The concept of modernity

According to Rouanet there are still doubts about the concept of modernity even though it is being discussed more than ever before. One of the definitions has been presented by sociologist Anthony Giddens: "Modernity refers to the ways of life and the social organization that emerged in Europe from the 18th century, and subsequently became global in their influence."

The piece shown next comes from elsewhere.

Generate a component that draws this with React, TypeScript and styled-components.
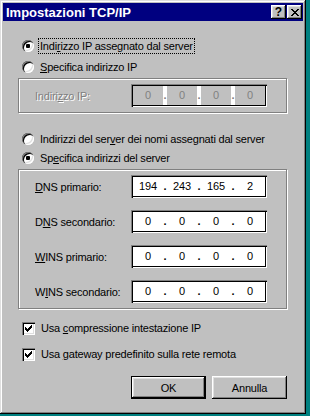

However, Rouanet believes that "if we want to give a concrete content to this mature chronological frame, we should go back to the classical analyzes of Max Weber," for whom modernity is the product of cumulative rationalization processes that occurred:

  • economically – free mobility of production factors, wage labor, rational techniques of accounting and management, and continual incorporation of science and technology to the production process;
  • politically – replacement of the decentralized feudal state by the centralized national state;
  • culturally – secularization of traditional worldviews (Entzauberung) and their internal division into value spheres (Wertsphären): science, morality, law and art.


Rouanet seeks to integrate these Weberian categories in the context of Habermas's theory of communicative action. As a case study, he proposes the analysis of more abstract questions about books and their future prospects in the face of new technologies of information and communication, taking advantage of Castells's approach.